После Второй мировой Германия встала, широко расставив ноги: одна ее часть связалась с Западом, вторая же часть осталась на Востоке. Советский Союз пристроился по всему региону. Появились новые выдуманные государства.. В мире Диснея, например, функционировала Брутопия, где все было гадким, тираническим, холодным и гадким; в Голом завтраке[206] - Аннексия, у Урсулы ле Гуин – Орсиния[207]. Малькольм Бредбери, британский романист, создал Слейк: болотистое, серо-бурое государство где-то в Центральной Европе, переполненное социалистических абсурдов, сексотов, оппортунистов и трусов, клеящихся то к западному туристу, то сотрудникам безопасности.
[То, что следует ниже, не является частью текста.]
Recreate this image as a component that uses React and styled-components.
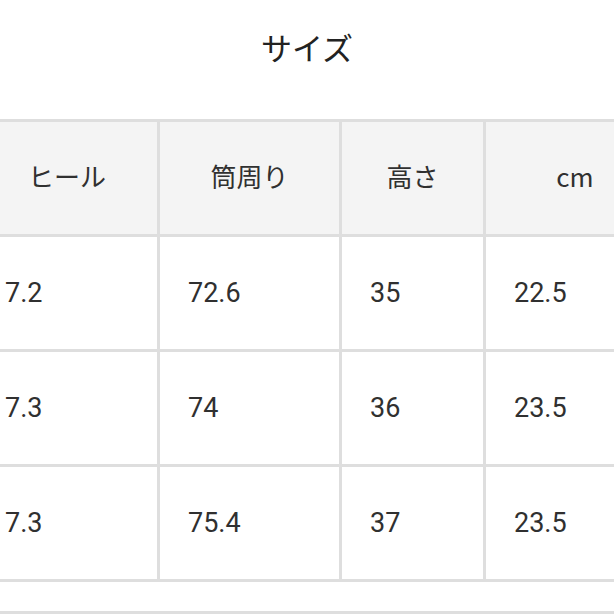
import styled, { createGlobalStyle } from "styled-components";

const GlobalStyle = createGlobalStyle`
    html, body {
        margin: 0;
        padding: 0;
        background: #fff;
        overflow: hidden;
    }
    body {
        font-family: "Noto Sans CJK JP", "Noto Sans", sans-serif;
        color: #2b2b2b;
    }
`;

const Page = styled.div`
    width: 614px;
    height: 614px;
    overflow: hidden;
`;

const Title = styled.h2`
    margin: 0;
    padding-top: 27px;
    height: 40px;
    line-height: 40px;
    margin-bottom: 52px;
    text-align: center;
    font-size: 31px;
    font-weight: 400;
    color: #222;
`;

const Table = styled.div`
    display: grid;
    grid-template-columns: 180px 179px 141px 178px;
    grid-auto-rows: 112px;
    gap: 3px;
    padding: 3px;
    margin-left: -26px;
    width: max-content;
    background: #dedede;
`;

const Cell = styled.div`
    display: flex;
    align-items: center;
    justify-content: ${props => props.head ? 'center' : 'flex-start'};
    padding-left: ${props => props.head ? '0' : '28px'};
    padding-bottom: ${props => props.head ? '5px' : '0'};
    background: ${props => props.head ? '#f4f4f4' : '#fff'};
    font-family: ${props => props.head
        ? '"Noto Sans CJK JP", "Noto Sans", sans-serif'
        : 'Roboto, "Liberation Sans", sans-serif'};
    font-size: ${props => props.head ? '26px' : '27px'};
    color: #303030;
`;

const FootRow = styled.div`
    grid-column: 1 / -1;
    height: 29px;
    background: #fff;
    align-self: start;
`;

const headers = ['ヒール', '筒周り', '高さ', 'cm'];

const rows = [
    ['7.2', '72.6', '35', '22.5'],
    ['7.3', '74', '36', '23.5'],
    ['7.3', '75.4', '37', '23.5'],
];

const App = () => {
    return (
        <>
            <GlobalStyle />
            <Page>
                <Title>サイズ</Title>
                <Table>
                    {headers.map(h => (
                        <Cell head key={h}>{h}</Cell>
                    ))}
                    {rows.map((r, i) => r.map((v, j) => (
                        <Cell key={`${i}-${j}`}>{v}</Cell>
                    )))}
                    <FootRow />
                </Table>
            </Page>
        </>
    );
}

export default App;
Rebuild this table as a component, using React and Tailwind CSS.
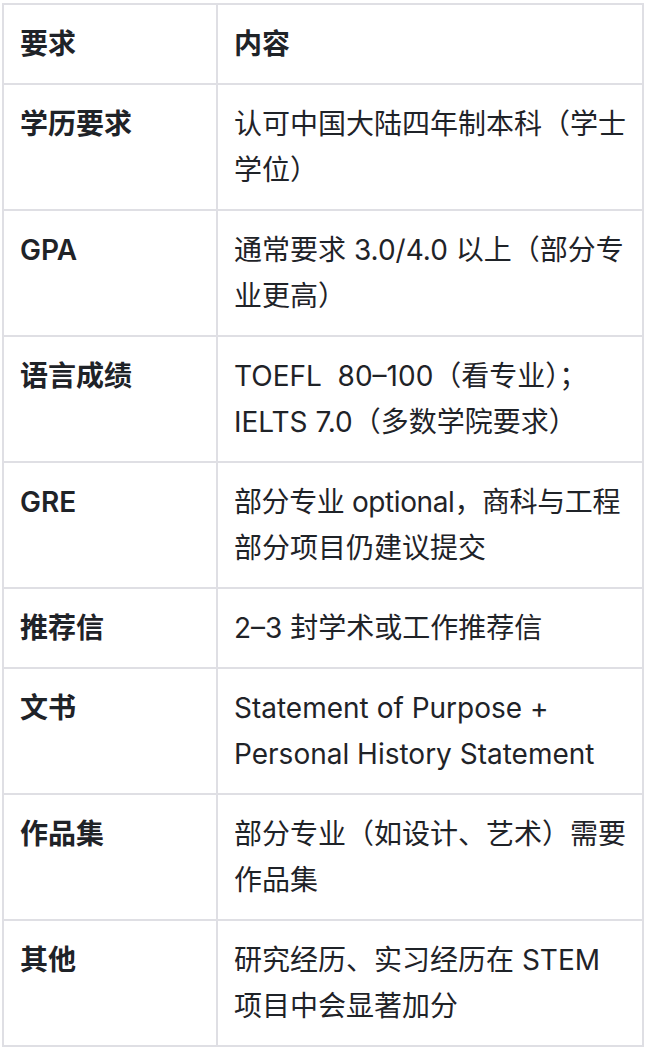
import React from "react";

const rows = [
  ["学历要求", ["认可中国大陆四年制本科（学士", "学位）"]],
  ["GPA", ["通常要求 3.0/4.0 以上（部分专", "业更高）"]],
  ["语言成绩", ["TOEFL\u00a0 80–100（看专业）；", "IELTS 7.0（多数学院要求）"]],
  ["GRE", ["部分专业 optional，商科与工程", "部分项目仍建议提交"], true],
  ["推荐信", ["2–3 封学术或工作推荐信"]],
  ["文书", ["Statement of Purpose +", "Personal History Statement"]],
  ["作品集", ["部分专业（如设计、艺术）需要", "作品集"]],
  ["其他", ["研究经历、实习经历在 STEM", "项目中会显著加分"]],
];

export default function App() {
  return (
    <div
      className="min-h-[1052px] w-[650px] bg-white pl-[2px] pt-[3px] text-[#1f2328]"
      style={{ fontFamily: 'Inter, "Noto Sans CJK SC", sans-serif' }}
    >
      <div className="grid w-[642px] grid-cols-[214px_426px] border-l-2 border-t-2 border-[#dfdfe4] text-[28px] leading-[46px]">
        <div className="border-b-2 border-r-2 border-[#dfdfe4] p-4 font-semibold">要求</div>
        <div className="border-b-2 border-r-2 border-[#dfdfe4] p-4 font-semibold">内容</div>
        {rows.map(([k, v, tight]) => (
          <React.Fragment key={k}>
            <div className="border-b-2 border-r-2 border-[#dfdfe4] p-4 font-semibold">{k}</div>
            <div className="overflow-hidden border-b-2 border-r-2 border-[#dfdfe4] p-4">
              {v.map((line, i) => (
                <div
                  key={i}
                  className={tight && i === 0 ? "whitespace-nowrap tracking-[-0.4px]" : "whitespace-nowrap"}
                >
                  {line}
                </div>
              ))}
            </div>
          </React.Fragment>
        ))}
      </div>
    </div>
  );
}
А когда коммунизм пал, западная поп-культура тут же отреагировала появлением Эльбонии из Дильберта Скотта Адамса. И в эту Эльбонию Дильберт, будучи корпо-крысовато-капиталистическим специалистом по продажам, летал "учить капитализму". Летал, это плохо сказано, поскольку эльбонские авиалинии предлагают, скорее всего, выстрелить пассажира из пращи, чем приличный самолет. Вся страна бродит по пояс в грязи, а ее жители носят меховые колпаки и бороды по пояс (включая женщин и детей). Мольвания же была восточноевропейской страной, описанной в одной из серий фиктивных, шутливых туристических путеводителей – и было там, понятное дело, грязно, тиранически, нетерпимо, у всех были испорченные зубы, и от всех несло чесночной водкой. У Стивена Спилберга, в свою очередь, появилась Кракозия: скорее всего, то была советская республика, которая ежеминутно тряслась от военных переворотов. В общем, Запад именно так, более-менее, видит наш регион, что в какой-то мере высмеял, но в какой-то мере и зафиксировал Саша Барон Коэн в Борате.
206
207
Рассказы об Орсинии — собрание рассказов американской писательницы Урсулы Ле Гуин, входящее в общий сборник Орсиния. Состоит из одиннадцати рассказов, самый ранний из которых написан в 1961 году, один в 1973, а остальные в 1976 году. На русском языке сборник издавался три раза.